Abstract
Field A is located offshore of Peninsular Malaysia, consists of multi stacked reservoirs where previously the vertical communication between different units was considered to be well understood. Separate reservoir models were built independently where fair to good history matching were achieved during the dynamic modelling study. Subsequently two drilling campaigns were executed based on the simulation results. On top of that, regular reservoir surveillance and frequent simulation model updates have assisted in assessing vertical connectivity.
North of Field A, a recent drilling campaign in early 2019 indicated possible communication between infill wells in Unit 35U and water injectors in Unit 35L. One of the well is experiencing severe watercut production than initially forecasted. It is well understood that the seismic amplitude for Unit 35L is being overlapped by the stronger response of Unit 35U in the northern area. Due to that, the reservoir modelling and understanding for Unit 35L in this region is mainly driven by actual well controls and the geological model, rather than from seismic.
Meanwhile in the Southern area, a stable reservoir pressure trend is observed in Unit 27 despite reduction of cumulative voidage replacement ratio (VRR) from 0.6 to 0.4. Additionally well C02ST1 was producing oil at an increasing rate, a trend which the current reservoir model failed to match. The model also failed to explain the unreasonably high recovery factor (RF) of 50% for Unit 27 given the delayed water injection and small gas cap support.
Back to the North, well interference testing was conducted by shutting in water injectors in Unit 35L and observing the pressure response of a new well in Unit 35U using a permanent downhole gauge (PDG). Observations indicated a decrease in pressure response once injection was turned off, confirming the communication between the two units. Moving forward, two injectors for Unit 35L will be temporarily suspended to relax the watercut trend in the new wells, thus improving the oil rate.
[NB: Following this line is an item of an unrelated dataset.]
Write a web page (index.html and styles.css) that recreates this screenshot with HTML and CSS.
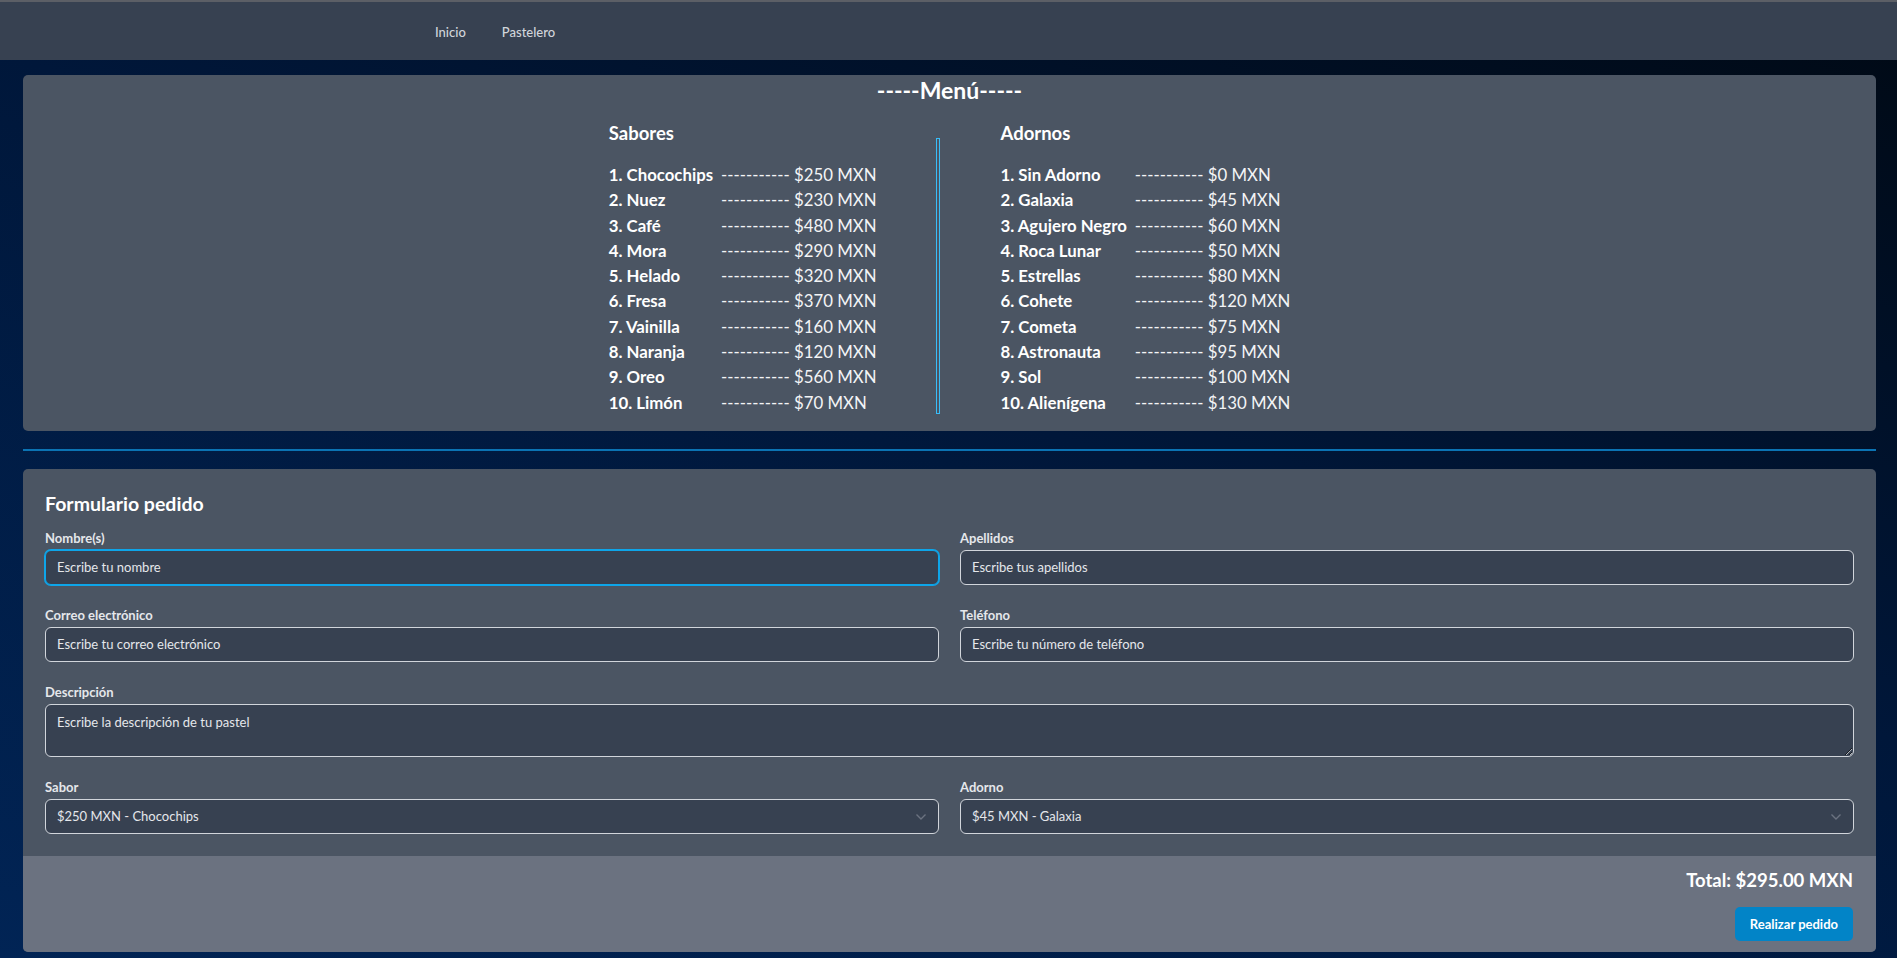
FILE: index.html
```html
<!DOCTYPE html>
<html lang="es">
<head>
<meta charset="utf-8">
<title>Pastelería</title>
<link rel="stylesheet" href="styles.css">
</head>
<body>
<nav class="navbar">
  <div class="nav-links">
    <a href="#" class="nav-link">Inicio</a>
    <a href="#" class="nav-link">Pastelero</a>
  </div>
</nav>
<main class="main">
  <section class="menu-card">
    <h1 class="menu-title">-----Menú-----</h1>
    <div class="menu-cols">
      <div class="menu-col">
        <h2 class="menu-heading">Sabores</h2>
        <div class="menu-list">
          <span class="item-name">1. Chocochips</span><span class="item-price">----------- $250 MXN</span>
          <span class="item-name">2. Nuez</span><span class="item-price">----------- $230 MXN</span>
          <span class="item-name">3. Café</span><span class="item-price">----------- $480 MXN</span>
          <span class="item-name">4. Mora</span><span class="item-price">----------- $290 MXN</span>
          <span class="item-name">5. Helado</span><span class="item-price">----------- $320 MXN</span>
          <span class="item-name">6. Fresa</span><span class="item-price">----------- $370 MXN</span>
          <span class="item-name">7. Vainilla</span><span class="item-price">----------- $160 MXN</span>
          <span class="item-name">8. Naranja</span><span class="item-price">----------- $120 MXN</span>
          <span class="item-name">9. Oreo</span><span class="item-price">----------- $560 MXN</span>
          <span class="item-name">10. Limón</span><span class="item-price">----------- $70 MXN</span>
        </div>
      </div>
      <div class="divider"></div>
      <div class="menu-col">
        <h2 class="menu-heading">Adornos</h2>
        <div class="menu-list">
          <span class="item-name">1. Sin Adorno</span><span class="item-price">----------- $0 MXN</span>
          <span class="item-name">2. Galaxia</span><span class="item-price">----------- $45 MXN</span>
          <span class="item-name">3. Agujero Negro</span><span class="item-price">----------- $60 MXN</span>
          <span class="item-name">4. Roca Lunar</span><span class="item-price">----------- $50 MXN</span>
          <span class="item-name">5. Estrellas</span><span class="item-price">----------- $80 MXN</span>
          <span class="item-name">6. Cohete</span><span class="item-price">----------- $120 MXN</span>
          <span class="item-name">7. Cometa</span><span class="item-price">----------- $75 MXN</span>
          <span class="item-name">8. Astronauta</span><span class="item-price">----------- $95 MXN</span>
          <span class="item-name">9. Sol</span><span class="item-price">----------- $100 MXN</span>
          <span class="item-name">10. Alienígena</span><span class="item-price">----------- $130 MXN</span>
        </div>
      </div>
    </div>
  </section>

  <hr class="separator">

  <form class="order-card">
    <div class="order-body">
      <h2 class="order-title">Formulario pedido</h2>
      <div class="form-grid">
        <div class="field">
          <label class="label">Nombre(s)</label>
          <input class="input input-focus" type="text" placeholder="Escribe tu nombre">
        </div>
        <div class="field">
          <label class="label">Apellidos</label>
          <input class="input" type="text" placeholder="Escribe tus apellidos">
        </div>
        <div class="field">
          <label class="label">Correo electrónico</label>
          <input class="input" type="text" placeholder="Escribe tu correo electrónico">
        </div>
        <div class="field">
          <label class="label">Teléfono</label>
          <input class="input" type="text" placeholder="Escribe tu número de teléfono">
        </div>
        <div class="field field-full">
          <label class="label">Descripción</label>
          <textarea class="input textarea" placeholder="Escribe la descripción de tu pastel"></textarea>
        </div>
        <div class="field">
          <label class="label">Sabor</label>
          <div class="select-wrap">
            <select class="input select">
              <option>$250 MXN - Chocochips</option>
            </select>
            <svg class="chevron" width="12" height="8" viewBox="0 0 12 8"><path d="M1.5 1.5 L6 6 L10.5 1.5" fill="none" stroke="#6b7280" stroke-width="1.4"/></svg>
          </div>
        </div>
        <div class="field">
          <label class="label">Adorno</label>
          <div class="select-wrap">
            <select class="input select">
              <option>$45 MXN - Galaxia</option>
            </select>
            <svg class="chevron" width="12" height="8" viewBox="0 0 12 8"><path d="M1.5 1.5 L6 6 L10.5 1.5" fill="none" stroke="#6b7280" stroke-width="1.4"/></svg>
          </div>
        </div>
      </div>
    </div>
    <div class="order-footer">
      <p class="total">Total: $295.00 MXN</p>
      <button type="button" class="btn">Realizar pedido</button>
    </div>
  </form>
</main>
</body>
</html>
```
FILE: styles.css
```css
* { box-sizing: border-box; }

html, body {
  margin: 0;
  padding: 0;
}

body {
  min-height: 100vh;
  font-family: "Lato", "Open Sans", sans-serif;
  color: #ffffff;
  background: linear-gradient(200deg, #000914 0%, #00173a 45%, #012455 100%);
}

/* Navbar */
.navbar {
  height: 60px;
  background: #374151;
  border-top: 2px solid #5c5f66;
  display: flex;
  align-items: center;
  padding-left: 435px;
}

.nav-links {
  display: flex;
  gap: 36px;
  margin-top: 1px;
}

.nav-link {
  color: #d1d5db;
  text-decoration: none;
  font-size: 13px;
  font-weight: 500;
}

/* Main */
.main {
  padding: 15px 21px 6px 23px;
}

/* Menu card */
.menu-card {
  background: #4b5563;
  border-radius: 5px;
  padding: 1px 0 16px;
}

.menu-title {
  margin: 0 0 15px;
  text-align: center;
  font-size: 23px;
  line-height: 28px;
  font-weight: 700;
}

.menu-cols {
  display: flex;
  justify-content: center;
  gap: 60px;
}

.menu-heading {
  margin: 0 0 15px;
  font-size: 18.5px;
  line-height: 28px;
  font-weight: 700;
}

.menu-list {
  display: grid;
  grid-template-columns: auto auto;
  column-gap: 8px;
  font-size: 16.8px;
  line-height: 25.3px;
}

.item-name {
  font-weight: 700;
  white-space: nowrap;
}

.item-price {
  color: #f3f4f6;
  white-space: nowrap;
}

.divider {
  width: 4px;
  border: 1px solid #38bdf8;
  margin: 19px 0 1px;
}

/* Separator */
.separator {
  height: 0;
  margin: 18px 0 18px;
  border: 0;
  border-top: 1px solid #0b73b3;
  border-bottom: 1px solid #0b73b3;
}

/* Order form */
.order-card {
  background: #4b5563;
  border-radius: 5px;
  overflow: hidden;
}

.order-body {
  padding: 21px 22px 22px;
}

.order-title {
  margin: 0 0 11px;
  font-size: 19.5px;
  line-height: 28px;
  font-weight: 700;
}

.form-grid {
  display: grid;
  grid-template-columns: 1fr 1fr;
  column-gap: 21px;
  row-gap: 21px;
}

.field-full {
  grid-column: 1 / -1;
}

.label {
  display: block;
  margin-bottom: 3px;
  font-size: 13px;
  line-height: 18px;
  font-weight: 700;
  color: #e5e7eb;
}

.input {
  display: block;
  width: 100%;
  height: 35px;
  padding: 0 11px;
  background: #374151;
  border: 1px solid #d1d5db;
  border-radius: 6px;
  color: #e5e7eb;
  font-family: "Lato", "Open Sans", sans-serif;
  font-size: 13px;
  outline: none;
}

.input::placeholder {
  color: #e5e7eb;
  opacity: 1;
}

.input-focus {
  border-color: #0ea5e9;
  box-shadow: 0 0 0 1px #0ea5e9;
}

.textarea {
  height: 53px;
  padding: 8px 11px;
  line-height: 18px;
  resize: vertical;
}

.select-wrap {
  position: relative;
}

.select {
  appearance: none;
  -webkit-appearance: none;
}

.chevron {
  position: absolute;
  right: 12px;
  top: 14px;
  pointer-events: none;
}

.order-footer {
  background: #6b7280;
  padding: 10px 23px 11px;
  display: flex;
  flex-direction: column;
  align-items: flex-end;
}

.total {
  margin: 0;
  font-size: 18.5px;
  line-height: 28px;
  font-weight: 700;
}

.btn {
  margin-top: 13px;
  height: 34px;
  padding: 0 15px;
  background: #0284c7;
  color: #ffffff;
  border: 0;
  border-radius: 5px;
  font-family: "Lato", "Open Sans", sans-serif;
  font-size: 13px;
  font-weight: 700;
}
```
In the South, a material balance study and reservoir 3D model suggest additional volume needs to be introduced for Unit 27, which indicates that it is probably draining Unit 35U oil due to a higher level of vertical communication and overlapping sand bodies between both units. This is also supported by produced water salinity readings of well C02ST1 (Unit 27) having similar values as Unit 35U wells rather than other Unit 27 wells.
Communication between different layers often requires longer time and a significant amount of production to be well established and observed. This case study proves that reservoir understanding can still be a mystery even when the field is reaching 20 years of production.